With all due respect to Arts & Entertainment editor Aaron Calvin’s reporting and his article in last week’s issue of The Chronicle (Show Me The Money, A3) there are a number of budgeting issues with Hofstra’s student government that remain unanswered.
The largest of which is the appropriation committee’s reasoning behind assigning specific budgets to each club.
When The Chronicle requested a budget of $51,758.27 for this school year, we filed the proper paperwork, documenting each specific item, down to the office supplies and abiding by every SGA protocol involving minute details.
We are not sure why the appropriations committee cannot trust our estimate that four thumb drives will cost $48. Why must we print out quotes from Office Depot, Walmart and Buy.com, as we did, to prove we were getting the best price?
But that’s not the issue.
The issue is not that SGA and their appropriations committees do not trust its clubs, the issue is that the budget proposal requires minute details down to how much office supplies cost, but they cannot return the detail in explaining their decision.
Isn’t it much easier for SGA to quickly dismiss any budget proposal if they do not have to explain why they did so?
Often in journalism classes, we discuss that the newspaper’s job is to be the government’s watchdog, so today, we, The Chronicle, ask SGA for a reason as to why they will not share the details behind their budget decisions.
They are very nice to allow an appeal and then further appropriations each month, but club leaders have not a clue as to what basis to appeal on.

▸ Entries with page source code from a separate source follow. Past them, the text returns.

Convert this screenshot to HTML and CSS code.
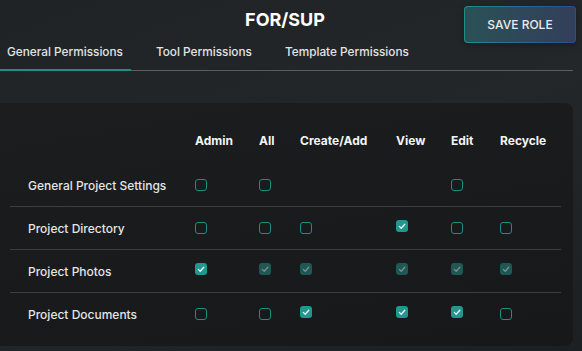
FILE: index.html
```html
<!DOCTYPE html>
<html lang="en">
<head>
  <meta charset="UTF-8">
  <meta name="viewport" content="width=device-width, initial-scale=1">
  <title>Role - FOR/SUP</title>
  <link rel="stylesheet" href="styles.css">
</head>
<body>
  <!-- Cabeçalho com título e botão -->
  <div class="header">
    <div></div>
    <h1 class="title">FOR/SUP</h1>
    <button class="save-btn">SAVE ROLE</button>
  </div>

  <!-- Abas -->
  <div class="tabs">
    <div class="tab active">General Permissions</div>
    <div class="tab">Tool Permissions</div>
    <div class="tab">Template Permissions</div>
  </div>

  <!-- Tabela de permissões -->
  <div class="panel">
    <div class="perm-head">
      <div></div>
      <div>Admin</div>
      <div>All</div>
      <div>Create/Add</div>
      <div>View</div>
      <div>Edit</div>
      <div>Recycle</div>
    </div>

    <div class="perm-row">
      <div class="label">General Project Settings</div>
      <div><span class="box"></span></div>
      <div><span class="box"></span></div>
      <div></div>
      <div></div>
      <div><span class="box"></span></div>
      <div></div>
    </div>

    <div class="perm-row">
      <div class="label">Project Directory</div>
      <div><span class="box"></span></div>
      <div><span class="box"></span></div>
      <div><span class="box"></span></div>
      <div><span class="box checked"><svg viewBox="0 0 12 12"><path d="M3.3 6.4 5.2 8.2 8.8 4.2"/></svg></span></div>
      <div><span class="box"></span></div>
      <div><span class="box"></span></div>
    </div>

    <div class="perm-row">
      <div class="label">Project Photos</div>
      <div><span class="box checked"><svg viewBox="0 0 12 12"><path d="M3.3 6.4 5.2 8.2 8.8 4.2"/></svg></span></div>
      <div><span class="box checked disabled"><svg viewBox="0 0 12 12"><path d="M3.3 6.4 5.2 8.2 8.8 4.2"/></svg></span></div>
      <div><span class="box checked disabled"><svg viewBox="0 0 12 12"><path d="M3.3 6.4 5.2 8.2 8.8 4.2"/></svg></span></div>
      <div><span class="box checked disabled"><svg viewBox="0 0 12 12"><path d="M3.3 6.4 5.2 8.2 8.8 4.2"/></svg></span></div>
      <div><span class="box checked disabled"><svg viewBox="0 0 12 12"><path d="M3.3 6.4 5.2 8.2 8.8 4.2"/></svg></span></div>
      <div><span class="box checked disabled"><svg viewBox="0 0 12 12"><path d="M3.3 6.4 5.2 8.2 8.8 4.2"/></svg></span></div>
    </div>

    <div class="perm-row">
      <div class="label">Project Documents</div>
      <div><span class="box"></span></div>
      <div><span class="box"></span></div>
      <div><span class="box checked"><svg viewBox="0 0 12 12"><path d="M3.3 6.4 5.2 8.2 8.8 4.2"/></svg></span></div>
      <div><span class="box checked"><svg viewBox="0 0 12 12"><path d="M3.3 6.4 5.2 8.2 8.8 4.2"/></svg></span></div>
      <div><span class="box checked"><svg viewBox="0 0 12 12"><path d="M3.3 6.4 5.2 8.2 8.8 4.2"/></svg></span></div>
      <div><span class="box"></span></div>
    </div>
  </div>
</body>
</html>
```

FILE: styles.css
```css
/* Reset básico */
* {
  margin: 0;
  padding: 0;
  box-sizing: border-box;
}
body {
  font-family: 'Inter', 'Noto Sans', sans-serif;
  background: linear-gradient(160deg, #202326, #23272a 50%, #1d2022);
  color: #e6e6e6;
  height: 100vh;
  overflow: hidden;
}
/* Cabeçalho */
.header {
  display: grid;
  grid-template-columns: 1fr auto 1fr;
  align-items: start;
  height: 38px;
}
.title {
  font-size: 18px;
  font-weight: 700;
  color: #fff;
  line-height: 20px;
  padding-top: 10px;
  margin-right: 12px;
}
.save-btn {
  justify-self: end;
  margin: 6px 6px 0 0;
  width: 112px;
  height: 37px;
  font-family: inherit;
  font-size: 12px;
  font-weight: 500;
  color: #e9ecee;
  border: 1px solid transparent;
  border-radius: 4px;
  background:
    linear-gradient(to right, #2a5156, #333f5b) padding-box,
    linear-gradient(to right, #1f8e8b, #2b4c94) border-box;
  box-shadow: 0 2px 6px rgba(0, 0, 0, 0.25);
  cursor: pointer;
}
/* Abas */
.tabs {
  display: flex;
  margin-right: 9px;
  border-bottom: 1px solid #5a5c5e;
}
.tab {
  font-size: 11.8px;
  font-weight: 500;
  line-height: 16px;
  color: #e2e4e5;
  padding: 6px 8px 9px 7px;
  margin-right: 18px;
  margin-bottom: -1px;
  border-bottom: 2px solid transparent;
}
.tab.active {
  border-bottom-color: #1f8e88;
}
/* Painel da tabela */
.panel {
  margin: 32px 9px 0 0;
  padding: 24px 12px 11px 10px;
  border-radius: 0 8px 8px 0;
  background: linear-gradient(170deg, #1b1d1f, #16181a);
}
.perm-head,
.perm-row {
  display: grid;
  grid-template-columns: 185px 64px 41px 96px 55px 49px 1fr;
  align-items: center;
}
.perm-head {
  height: 26px;
  margin-bottom: 11px;
  font-size: 12px;
  font-weight: 700;
  color: #f4f4f4;
}
.perm-row {
  height: 43px;
  border-bottom: 1px solid #3b3d3f;
  font-size: 12px;
  font-weight: 500;
}
.perm-row:last-child {
  border-bottom: none;
  height: 42px;
}
.perm-row > div {
  display: flex;
  align-items: center;
}
.label {
  padding-left: 18px;
  color: #e4e5e6;
}
/* Caixas de seleção */
.box {
  display: block;
  width: 12px;
  height: 12px;
  border: 1.5px solid #1c8e86;
  border-radius: 3px;
}
.box.checked {
  border: none;
  background: #21978f;
  margin-bottom: 4px;
}
.box svg {
  display: block;
  width: 12px;
  height: 12px;
  fill: none;
  stroke: #f2f6f6;
  stroke-width: 1.3;
  stroke-linecap: round;
  stroke-linejoin: round;
}
.box.disabled {
  background: #1d5854;
}
.box.disabled svg {
  stroke: #7d8f8d;
}
```
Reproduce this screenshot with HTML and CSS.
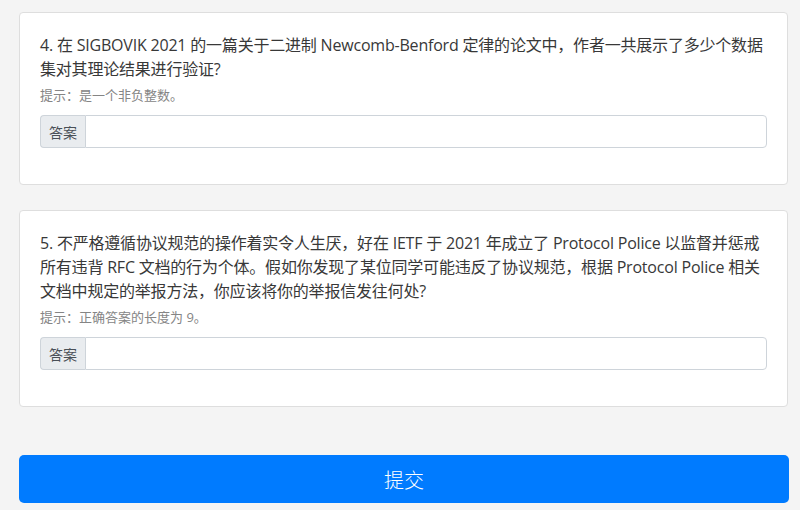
FILE: index.html
```html
<!DOCTYPE html>
<html lang="zh-CN">
<head>
<meta charset="utf-8">
<title>问卷</title>
<link rel="stylesheet" href="styles.css">
</head>
<body>
<main class="page">
  <section class="card">
    <p class="question">4. 在 SIGBOVIK 2021 的一篇关于二进制 Newcomb-Benford 定律的论文中，作者一共展示了多少个数据<br>集对其理论结果进行验证?</p>
    <p class="hint">提示：是一个非负整数。</p>
    <div class="input-group">
      <span class="prepend">答案</span>
      <input class="answer" type="text">
    </div>
  </section>
  <section class="card">
    <p class="question">5. 不严格遵循协议规范的操作着实令人生厌，好在 IETF 于 2021 年成立了 Protocol Police 以监督并惩戒<br>所有违背 RFC 文档的行为个体。假如你发现了某位同学可能违反了协议规范，根据 Protocol Police 相关<br>文档中规定的举报方法，你应该将你的举报信发往何处?</p>
    <p class="hint">提示：正确答案的长度为 9。</p>
    <div class="input-group">
      <span class="prepend">答案</span>
      <input class="answer" type="text">
    </div>
  </section>
  <button class="submit" type="button">提交</button>
</main>
</body>
</html>
```
FILE: styles.css
```css
html, body {
  margin: 0;
  padding: 0;
  background: #f4f4f4;
}
body {
  font-family: "Open Sans", "Noto Sans CJK SC", sans-serif;
  color: #333;
}
.page {
  width: 770px;
  margin-left: 19px;
  padding-top: 12px;
  display: flex;
  flex-direction: column;
}
.card {
  background: #fff;
  border: 1px solid #dedede;
  border-radius: 4px;
  padding: 20px;
  margin-bottom: 25px;
  width: 727px;
}
.card + .card {
  margin-bottom: 48px;
}
.question {
  margin: 0;
  font-size: 16px;
  line-height: 24px;
  color: #383838;
  white-space: nowrap;
  letter-spacing: -0.2px;
}
.hint {
  margin: 4px 0 10px 0;
  font-size: 13px;
  line-height: 20px;
  color: #858585;
}
.input-group {
  display: flex;
  height: 33px;
  margin-bottom: 16px;
}
.prepend {
  display: flex;
  align-items: center;
  padding: 0 8px;
  font-size: 14px;
  color: #495057;
  background: #e9ecef;
  border: 1px solid #ced4da;
  border-right: 0;
  border-radius: 4px 0 0 4px;
}
.answer {
  flex: 1;
  min-width: 0;
  border: 1px solid #ced4da;
  border-radius: 0 4px 4px 0;
  background: #fff;
  box-sizing: border-box;
  height: 33px;
  font-size: 14px;
  padding: 0 12px;
  outline: none;
}
.submit {
  height: 48px;
  width: 770px;
  border: 0;
  border-radius: 5px;
  background: #007bff;
  color: #fff;
  font-family: "Noto Sans CJK SC", sans-serif;
  font-weight: 300;
  font-size: 20px;
  cursor: pointer;
}
```
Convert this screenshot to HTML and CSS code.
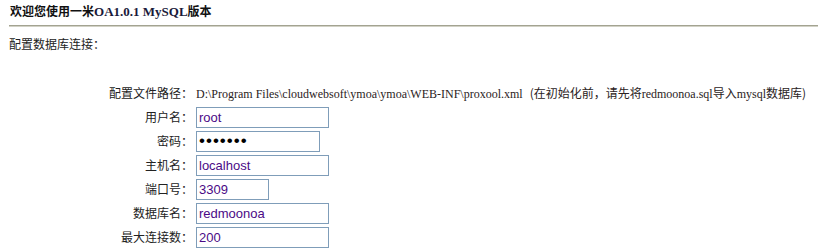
FILE: index.html
```html
<!DOCTYPE html>
<html lang="zh-CN">
<head>
<meta charset="utf-8">
<title>一米OA 安装</title>
<link rel="stylesheet" href="styles.css">
</head>
<body>
<div class="title">欢迎您使用一米<span class="latin">OA1.0.1 MySQL</span>版本</div>
<div class="rule"></div>
<div class="section">配置数据库连接：</div>
<div class="form">
  <div class="label">配置文件路径：</div>
  <div class="value path"><span class="latin">D:\Program Files\cloudwebsoft\ymoa\ymoa\WEB-INF\proxool.xml</span><span class="note">(在初始化前，请先将<span class="latin">redmoonoa.sql</span>导入<span class="latin">mysql</span>数据库)</span></div>

  <div class="label">用户名：</div>
  <div class="value"><input class="field w-wide" type="text" value="root"></div>

  <div class="label">密码：</div>
  <div class="value"><input class="field w-pwd pwd" type="password" value="1234567"></div>

  <div class="label">主机名：</div>
  <div class="value"><input class="field w-wide" type="text" value="localhost"></div>

  <div class="label">端口号：</div>
  <div class="value"><input class="field w-port" type="text" value="3309"></div>

  <div class="label">数据库名：</div>
  <div class="value"><input class="field w-wide" type="text" value="redmoonoa"></div>

  <div class="label">最大连接数：</div>
  <div class="value"><input class="field w-wide" type="text" value="200"></div>
</div>
</body>
</html>
```

FILE: styles.css
```css
html, body {
  margin: 0;
  padding: 0;
  background: #ffffff;
}
body {
  font-family: "Noto Sans CJK SC", "Liberation Sans", sans-serif;
  font-size: 12px;
  color: #222222;
}
.latin {
  font-family: "Liberation Serif", "Noto Sans CJK SC", serif;
}
.title {
  font-weight: bold;
  font-size: 12px;
  line-height: 16px;
  padding: 3px 0 0 10px;
  height: 19px;
  color: #111111;
}
.title .latin {
  font-size: 13px;
  color: #1a1a3a;
}
.rule {
  margin: 3px 0 0 9px;
  height: 1px;
  background: #a3a391;
  border-bottom: 1px solid #d2d2c6;
}
.section {
  padding: 9px 0 0 9px;
  line-height: 16px;
  height: 16px;
}
.form {
  margin-top: 29px;
  display: grid;
  grid-template-columns: 193px auto;
  grid-auto-rows: 24px;
  column-gap: 3px;
  align-items: center;
}
.label {
  text-align: right;
  line-height: 16px;
  color: #222222;
}
.path {
  white-space: nowrap;
  color: #2a2222;
  line-height: 16px;
}
.path .latin {
  font-size: 12px;
}
.note {
  margin-left: 7px;
}
.field {
  box-sizing: border-box;
  height: 21px;
  margin: 0;
  padding: 0 2px;
  border: 1px solid #7f9db9;
  font-family: "Liberation Sans", Arial, sans-serif;
  font-size: 13px;
  color: #4b0a86;
  background: #ffffff;
  outline: none;
  display: block;
}
.pwd {
  color: #000000;
  font-size: 17px;
  letter-spacing: 1px;
}
.w-wide { width: 133px; }
.w-pwd { width: 124px; }
.w-port { width: 73px; }
```
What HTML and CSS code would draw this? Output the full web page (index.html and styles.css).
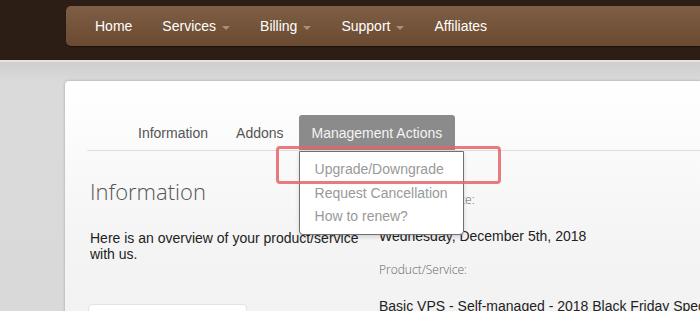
FILE: index.html
```html
<!DOCTYPE html>
<html lang="en">
<head>
    <meta charset="UTF-8">
    <title>Product Details</title>
    <link rel="stylesheet" href="styles.css">
</head>
<body>

    <div class="header">
        <ul class="navbar">
            <li>Home</li>
            <li>Services <span class="caret"></span></li>
            <li>Billing <span class="caret"></span></li>
            <li>Support <span class="caret"></span></li>
            <li>Affiliates</li>
        </ul>
    </div>

    <div class="main">
        <div class="card">
            <ul class="tabs">
                <li>Information</li>
                <li>Addons</li>
                <li class="active">
                    Management Actions
                    <ul class="dropdown">
                        <li>Upgrade/Downgrade</li>
                        <li>Request Cancellation</li>
                        <li>How to renew?</li>
                    </ul>
                    <div class="highlight"></div>
                </li>
            </ul>

            <div class="content">
                <div class="col-left">
                    <h2>Information</h2>
                    <p>Here is an overview of your product/service with us.</p>
                    <div class="box"></div>
                </div>
                <div class="col-right">
                    <div class="label first">Registration Date:</div>
                    <div class="value">Wednesday, December 5th, 2018</div>
                    <div class="label">Product/Service:</div>
                    <div class="value">Basic VPS - Self-managed - 2018 Black Friday Special</div>
                </div>
            </div>
        </div>
    </div>

</body>
</html>
```

FILE: styles.css
```css
* {
    box-sizing: border-box;
}
body {
    margin: 0;
    background: #d9d9d9;
    font-family: "Liberation Sans", Arial, sans-serif;
    font-size: 14px;
    overflow: hidden;
}
ul {
    list-style: none;
    margin: 0;
    padding: 0;
}

/* top bar */
.header {
    height: 62px;
    padding-top: 6px;
    background: #2c1e15;
    border-bottom: 2px solid #e6e2df;
}
.navbar {
    display: flex;
    height: 40px;
    margin-left: 66px;
    padding-left: 15px;
    border-radius: 5px 0 0 5px;
    background: linear-gradient(#7e5f45, #6a4b31);
    box-shadow: 0 1px 1px rgba(0, 0, 0, 0.4);
}
.navbar li {
    display: flex;
    align-items: center;
    padding: 0 14px;
    margin-right: 2px;
    color: #fff;
    font-size: 14px;
}
.caret {
    display: inline-block;
    width: 0;
    height: 0;
    margin-left: 6px;
    margin-top: 3px;
    border-top: 4px solid #a3917f;
    border-left: 4px solid transparent;
    border-right: 4px solid transparent;
}

/* page */
.main {
    padding: 19px 0 0 65px;
    background: linear-gradient(#cfcfcf, #dadada 20px, #d9d9d9);
}
.card {
    height: 300px;
    padding: 34px 0 0 22px;
    border-radius: 4px 0 0 0;
    background: linear-gradient(#ffffff, #f4f4f4 55%, #f1f1f1);
    box-shadow: 0 0 3px rgba(0, 0, 0, 0.25);
}

.tabs {
    display: flex;
    padding-left: 38px;
    border-bottom: 1px solid #dedede;
}
.tabs > li {
    position: relative;
    height: 35px;
    line-height: 37px;
    padding: 0 13px;
    margin-right: 2px;
    color: #555;
}
.tabs > li.active {
    background: #8b8b8b;
    color: #f4f4f4;
    border-radius: 3px 3px 0 0;
}
.dropdown {
    position: absolute;
    top: 36px;
    left: 0;
    width: 165px;
    padding: 6px 0 5px;
    background: #fff;
    border: 1px solid #707070;
    border-radius: 0 0 4px 4px;
    box-shadow: 0 2px 4px rgba(0, 0, 0, 0.15);
    z-index: 2;
}
.dropdown li {
    line-height: 23.5px;
    padding-left: 15px;
    color: #999;
    white-space: nowrap;
}
.highlight {
    position: absolute;
    top: 31px;
    left: -23px;
    width: 225px;
    height: 38px;
    border: 3px solid rgba(229, 100, 104, 0.85);
    border-radius: 4px;
    z-index: 3;
}

/* content */
.content {
    display: grid;
    grid-template-columns: 292px 1fr;
}
.col-left {
    padding: 0 15px 0 3px;
}
.col-left h2 {
    margin: 25px 0 0;
    font-family: "Open Sans", sans-serif;
    font-weight: 300;
    font-size: 22px;
    line-height: 30px;
    color: #555;
}
.col-left p {
    margin: 24px 0 0;
    line-height: 16px;
    color: #222;
}
.box {
    width: 159px;
    height: 40px;
    margin: 42px 0 0 -2px;
    background: #fff;
    border: 1px solid #e3e3e3;
    border-radius: 4px;
}
.col-right {
    white-space: nowrap;
}
.label {
    margin-top: 18px;
    font-family: "Open Sans", sans-serif;
    font-weight: 300;
    font-size: 12px;
    line-height: 16px;
    color: #666;
}
.label.first {
    margin-top: 41px;
}
.value {
    margin-top: 20px;
    line-height: 16px;
    color: #222;
}
```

For example, The Chronicle asked for $44,200 to cover our printing costs for the entire academic year. We were assigned $22,100, exactly half. Instead of just writing “printing – $22,100” in a response email, an explanation as to why only half of the year was paid for would be nice.
The solution?
Allow club leaders to sit in on the original allocation meeting. Instead of complaining that it takes forever and you do what you can, spread the meeting out over a long weekend and assign each club a 15-minute slot. The club leader should be allowed to sit in, hear the reasoning behind their new budget, but not comment.
That way, the club has a basis for their appeal and does not enter appropriations or an appeal completely lost.
SGA president David Zuniga has promised multiple times over that transparency and responsibility within SGA are important to him.
Act on that then, and Zuniga and the SGA appropriations committee should provide reasoning behind their decisions and transparency into the process. It’s our student activity fee, we should see the reason it’s divided as such.